Americans used to be entrepreneurial, but there has been a decline in start-ups as a share of all business activity over the last generation. Pesky Whipper-Snappers may be the least entrepreneurial generation in American history. The share of Americans under 30 who own a business has fallen 65 percent since the 1980s.

    Americans tell themselves the old job-for-life model is over. But in fact Americans are switching jobs less than a generation ago, not more. The job reallocation rate — which measures employment turnover — is down by more than a quarter since 1990.

    There are signs that America is less innovative. Accounting for population growth, Americans create 25 percent fewer major international patents than in 1999. There’s even less hunger to hit the open road. In 1983, 69 percent of 17-year-olds had driver’s licenses. Now only half of Americans get a license by age 18.



b_b:

This is a classic lolbrooks, observing the problem and blaming the victim.

I think I'm the last person left in America who thinks that our problems are not all that hard to solve. The majority of our economic struggles correlate very closely with banking deregulation and tax policy changes, both of which have redistributed money upward.

To be entrepreneurial requires dynamism. Much like combustion requiring both fuel and oxygen, starting a business requires people (fuel) and money (oxygen). The banks have no incentive to create easy money for businesses, because they can make a fuckload doing dumb shit like using your deposit to buy securitzed debt. So business owners have to go to venture capitalists for money, and for those of you who don't know what a venture capitalist is, it's what you call a loan shark who wears really expensive suits and has friends in Congress.
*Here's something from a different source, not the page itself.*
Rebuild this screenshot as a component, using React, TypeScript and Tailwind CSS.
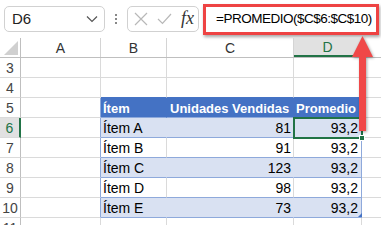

People, being immutable in their desire for a better life, will always be entrepreneurial, if we let them. This is just as true today as it was when someone invented the wheel. When the number of people doing this decreases dramatically, we can ask, as Brooke does, "What's the matter with people?" (Who haven't changed in millenia until, according to Brooks, 1985.) Or we can ask, as we should, "What's the matter with the current climate?"

Policy changes that once again deny banks the ability to gamble with deposits, and tax changes that encourage investments in small business would break this cycle tomorrow. As long as it's more profitable for banks to make risky bets on financial instruments that don't actually correlate to anything manufactured or any real service rendered, then they are going to continue to do that.